Ce matin, la foudre est tombée

Comment les autorités s’organisent-elles lorsqu’un incendie se déclare dans une cuve de fioul d’un dépôt pétrolier ? Exercice grandeur nature, ce matin, à l’usine chasseneuillaise Picoty et au centre d’opérations départemental de la préfecture.

Nicolas Boursier

Le7.info

 La foudre dans la neige de décembre ? La promiscuité climatique est improbable. Mais qu’importe, puisque l’intérêt suprême est en jeu.

Ce matin, la préfecture est en transe, son centre opérationnel départemental en ébullition. Comme la procédure les y contraint tous les trois ans, les services de l’Etat  ont en charge la mise en œuvre d’exercices grandeur nature de sécurité civile, sur de installations présentant des risques pour la population environnante. A 8h35, les hostilités sont engagées.

La foudre, donc, vient de s’abattre sur le dépôt pétrolier Picoty de Chasseneuil, l’un des deux sites classés Seveso de la Vienne. Elle a provoqué un incendie dans l’une des cuves de fioul de l’usine, le bac n°6. Les moyens de l’entreprise sont limités, les tentatives d’extinction vaines. A 9h18, le Codis est alerté. Trente pompiers sont immédiatement engagés sur les lieux du sinistre.

Cuve de fioul fissurée

A la préfecture, la cellule de crise est déjà formée. Pompiers, gendarmes, représentants de la SNCF, de l’Agence régionale de Santé, de la Croix-Rouge ou de la Dreal (direction régionale de l’environnement, de l’aménagement et du logement) sont à pied d’œuvre au côté du responsable de l’entreprise, M. Bourdu, et du maire de Chasseneuil, Claude Edelstein.

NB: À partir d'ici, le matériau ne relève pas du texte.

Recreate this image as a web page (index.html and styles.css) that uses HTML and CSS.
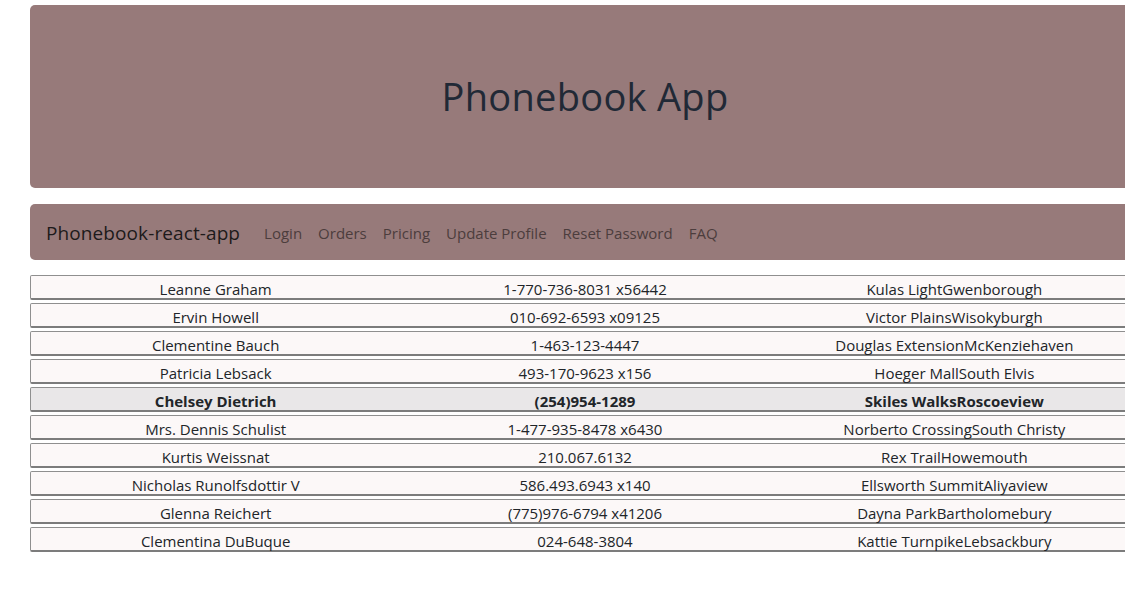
FILE: index.html
```html
<!DOCTYPE html>
<html>
<head>
<meta charset="utf-8">
<link rel="stylesheet" href="styles.css">
</head>
<body>
<div class="container">
  <header class="jumbotron">
    <h1 class="title">Phonebook App</h1>
  </header>
  <nav class="navbar">
    <span class="brand">Phonebook-react-app</span>
    <ul class="nav">
      <li class="nav-link">Login</li>
      <li class="nav-link">Orders</li>
      <li class="nav-link">Pricing</li>
      <li class="nav-link">Update Profile</li>
      <li class="nav-link">Reset Password</li>
      <li class="nav-link">FAQ</li>
    </ul>
  </nav>
  <div class="rows">
    <div class="row"><span>Leanne Graham</span><span>1-770-736-8031 x56442</span><span>Kulas LightGwenborough</span></div>
    <div class="row"><span>Ervin Howell</span><span>010-692-6593 x09125</span><span>Victor PlainsWisokyburgh</span></div>
    <div class="row"><span>Clementine Bauch</span><span>1-463-123-4447</span><span>Douglas ExtensionMcKenziehaven</span></div>
    <div class="row"><span>Patricia Lebsack</span><span>493-170-9623 x156</span><span>Hoeger MallSouth Elvis</span></div>
    <div class="row selected"><span>Chelsey Dietrich</span><span>(254)954-1289</span><span>Skiles WalksRoscoeview</span></div>
    <div class="row"><span>Mrs. Dennis Schulist</span><span>1-477-935-8478 x6430</span><span>Norberto CrossingSouth Christy</span></div>
    <div class="row"><span>Kurtis Weissnat</span><span>210.067.6132</span><span>Rex TrailHowemouth</span></div>
    <div class="row"><span>Nicholas Runolfsdottir V</span><span>586.493.6943 x140</span><span>Ellsworth SummitAliyaview</span></div>
    <div class="row"><span>Glenna Reichert</span><span>(775)976-6794 x41206</span><span>Dayna ParkBartholomebury</span></div>
    <div class="row"><span>Clementina DuBuque</span><span>024-648-3804</span><span>Kattie TurnpikeLebsackbury</span></div>
  </div>
</div>
</body>
</html>
```

FILE: styles.css
```css
html, body {
  margin: 0;
  padding: 0;
  background: #ffffff;
  overflow: hidden;
}
body {
  font-family: "Open Sans", "Noto Sans", sans-serif;
  font-size: 15px;
  color: #212529;
}
.container {
  width: 1110px;
  margin-left: 30px;
  padding-top: 5px;
}
.jumbotron {
  background: #977a7a;
  border-radius: 5px;
  height: 183px;
  display: flex;
  align-items: center;
  justify-content: center;
  margin-bottom: 16px;
}
.title {
  margin: 0;
  font-weight: 400;
  font-size: 38px;
  line-height: 1.2;
  color: #212936;
  letter-spacing: 0.3px;
}
.navbar {
  background: #977a7a;
  border-radius: 5px;
  height: 56px;
  box-sizing: border-box;
  display: flex;
  align-items: center;
  padding: 2px 16px 0;
  margin-bottom: 16px;
}
.brand {
  font-size: 19px;
  letter-spacing: 0.1px;
  color: #1d1a1a;
  margin-right: 16px;
}
.nav {
  list-style: none;
  margin: 0;
  padding: 0;
  display: flex;
}
.nav-link {
  padding: 0 8px;
  color: #4c3d3d;
  font-size: 15px;
}
.rows {
  display: flex;
  flex-direction: column;
  gap: 3px;
  margin-top: -1px;
}
.row {
  display: grid;
  grid-template-columns: 1fr 1fr 1fr;
  height: 25px;
  box-sizing: border-box;
  border: 1px solid #8f8f8f;
  border-bottom: 2px solid #7c7c7c;
  border-radius: 2px 0 0 2px;
  background: #fcf8f8;
  align-items: center;
  text-align: center;
  line-height: 22px;
  padding-top: 2px;
}
.row.selected {
  background: #e9e7e8;
  font-weight: 700;
}
```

Stéphane Jarlégand, directeur de cabinet du préfet, prend les commandes. « Y’a-t-il risque explosion ? », apostrophe-t-il. Le Colonel Brisset, du Service départemental d’incendie et de secours, le rassure. « Pas pour le moment. Mais d’ici midi, on ne jure de rien. Nos hommes ont déversé une solution moussante dans la cuve, sans effet notoire. Nous proposons de délester le refroidissement de petites cuves voisines pour éteindre la 6. » Validé. 

Il est 10h. Un autre problème, majeur, se fait jour. Une fissure est apparue sur l’enveloppe de la cuve. Si le feu n’est pas éteint dans les deux heures, la rupture du container pourrait généraliser le feu à l’ensemble des bacs. Le maître des opérations réagit aussitôt : « Notez qu’à 10h10 exactement, nous lançons le Plan Particulier d’intervention. » (ndlr : PPI)

1500 personnes à évacuer

Branle-bas de combat à l’état-major. Le risque d’explosion est prégnant. La Gendarmerie est sommée d’étendre son périmètre de sécurité de 200 à 300 mètres autour de l’usine. 1500 personnes sont désormais concernées, dont cinq entreprises. Il faut évacuer.

La sirène du PPI a retenti à Chasseneuil. « On nous signale qu’on ne l’entend pas »,  s’étonne la Dreal. A revoir ! Les enfants de l’école primaire et maternelle des Groseillers sont placés en confinement. La Croix-Rouge, elle, a dépêché une ambulance et un minibus de Poitiers, la même chose de Châtellerault. Elle veille immédiatement à l’aménagement d’un centre d’accueil au Palais des congrès du Futuroscope. Et la SNCF, dans tout cela ? Deux TGV en provenance de La Rochelle et Bordeaux ont été stoppés en gare de Poitiers, un troisième l’a été à Châtellerault.

10h51 : le chef du SDIS joue son va-tout. « Si la brèche s’élargit, explique-t-il, l’effet de vague risque de propager le feu dans le gros bac voisin, le 7. Il nous faut absolument tenter d’éteindre le 6. Si, dans quarante minutes, nous n’y sommes pas parvenus, il faudra tout reprendre à zéro. » Le directeur de cabinet acquiesce. Vingt minutes suffisent. 11h14. Fin d‘incendie.

Le PPI est retiré. Picoty reprend une vie normale. La foudre peut retomber, la sécurité civile est parée.